■ DIRECTION:
List each line of the data that holds the string "styles", please.

■ DATA SECTION:
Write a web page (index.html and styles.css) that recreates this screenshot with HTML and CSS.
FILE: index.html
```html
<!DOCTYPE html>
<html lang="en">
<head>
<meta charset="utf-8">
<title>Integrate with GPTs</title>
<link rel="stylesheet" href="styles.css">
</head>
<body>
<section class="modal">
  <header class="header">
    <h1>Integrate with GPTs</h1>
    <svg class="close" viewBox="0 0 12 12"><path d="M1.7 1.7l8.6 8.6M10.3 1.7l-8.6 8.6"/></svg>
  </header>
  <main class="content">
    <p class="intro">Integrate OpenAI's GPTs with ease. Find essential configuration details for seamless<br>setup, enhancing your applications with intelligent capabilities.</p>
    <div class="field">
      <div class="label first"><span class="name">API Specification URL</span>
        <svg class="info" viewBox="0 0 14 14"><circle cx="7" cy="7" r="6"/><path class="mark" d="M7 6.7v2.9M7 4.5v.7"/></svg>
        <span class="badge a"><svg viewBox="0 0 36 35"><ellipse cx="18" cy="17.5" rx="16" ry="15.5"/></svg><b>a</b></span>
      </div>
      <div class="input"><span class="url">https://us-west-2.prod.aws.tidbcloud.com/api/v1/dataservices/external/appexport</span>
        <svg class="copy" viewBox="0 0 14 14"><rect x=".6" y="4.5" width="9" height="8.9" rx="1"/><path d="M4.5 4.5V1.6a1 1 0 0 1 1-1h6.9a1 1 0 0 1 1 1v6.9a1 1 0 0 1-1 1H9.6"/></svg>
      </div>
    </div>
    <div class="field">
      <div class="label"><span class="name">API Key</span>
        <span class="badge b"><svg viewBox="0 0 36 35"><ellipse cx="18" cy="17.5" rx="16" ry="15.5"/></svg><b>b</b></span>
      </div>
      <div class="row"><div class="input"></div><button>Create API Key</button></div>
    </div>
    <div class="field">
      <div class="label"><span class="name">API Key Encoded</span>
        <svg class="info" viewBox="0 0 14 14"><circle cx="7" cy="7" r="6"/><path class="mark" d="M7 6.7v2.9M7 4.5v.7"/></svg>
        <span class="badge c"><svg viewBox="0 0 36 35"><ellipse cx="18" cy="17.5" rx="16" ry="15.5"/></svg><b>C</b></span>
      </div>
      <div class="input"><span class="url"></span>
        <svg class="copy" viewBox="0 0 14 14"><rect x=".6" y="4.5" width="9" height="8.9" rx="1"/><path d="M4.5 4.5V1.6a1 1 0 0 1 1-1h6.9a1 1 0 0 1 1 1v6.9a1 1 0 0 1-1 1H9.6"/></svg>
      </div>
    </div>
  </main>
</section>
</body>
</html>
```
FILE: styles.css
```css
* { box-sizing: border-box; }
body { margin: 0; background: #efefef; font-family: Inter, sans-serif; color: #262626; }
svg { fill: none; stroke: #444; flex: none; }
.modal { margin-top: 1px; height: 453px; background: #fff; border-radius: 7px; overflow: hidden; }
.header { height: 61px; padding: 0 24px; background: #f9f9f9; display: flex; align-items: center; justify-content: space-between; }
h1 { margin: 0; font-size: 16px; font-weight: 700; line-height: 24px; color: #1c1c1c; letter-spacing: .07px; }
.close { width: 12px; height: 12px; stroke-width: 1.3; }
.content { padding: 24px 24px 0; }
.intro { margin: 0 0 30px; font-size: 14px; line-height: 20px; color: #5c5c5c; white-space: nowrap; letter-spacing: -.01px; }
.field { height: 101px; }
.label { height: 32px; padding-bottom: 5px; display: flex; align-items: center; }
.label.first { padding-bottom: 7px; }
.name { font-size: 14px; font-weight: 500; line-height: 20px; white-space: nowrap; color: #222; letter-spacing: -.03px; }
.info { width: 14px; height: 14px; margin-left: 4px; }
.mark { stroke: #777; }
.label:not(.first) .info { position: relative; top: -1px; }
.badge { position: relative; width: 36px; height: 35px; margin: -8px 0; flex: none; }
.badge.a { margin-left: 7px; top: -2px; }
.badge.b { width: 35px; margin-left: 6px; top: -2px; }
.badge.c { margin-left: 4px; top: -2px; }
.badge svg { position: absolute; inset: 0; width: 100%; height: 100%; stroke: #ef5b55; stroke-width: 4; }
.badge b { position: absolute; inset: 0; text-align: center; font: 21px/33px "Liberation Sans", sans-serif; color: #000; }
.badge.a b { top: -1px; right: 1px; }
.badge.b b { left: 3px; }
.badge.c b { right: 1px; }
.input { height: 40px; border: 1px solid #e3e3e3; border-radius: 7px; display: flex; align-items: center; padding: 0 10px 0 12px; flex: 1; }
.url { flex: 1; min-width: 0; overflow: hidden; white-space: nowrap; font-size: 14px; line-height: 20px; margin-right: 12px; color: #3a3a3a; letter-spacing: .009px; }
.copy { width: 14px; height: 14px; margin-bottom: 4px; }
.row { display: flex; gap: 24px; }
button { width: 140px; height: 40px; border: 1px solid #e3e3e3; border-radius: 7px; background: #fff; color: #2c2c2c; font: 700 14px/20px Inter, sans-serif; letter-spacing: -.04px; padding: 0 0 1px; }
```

■ CORRECT RESPONSE:
Write a web page (index.html and styles.css) that recreates this screenshot with HTML and CSS.
<link rel="stylesheet" href="styles.css">
FILE: styles.css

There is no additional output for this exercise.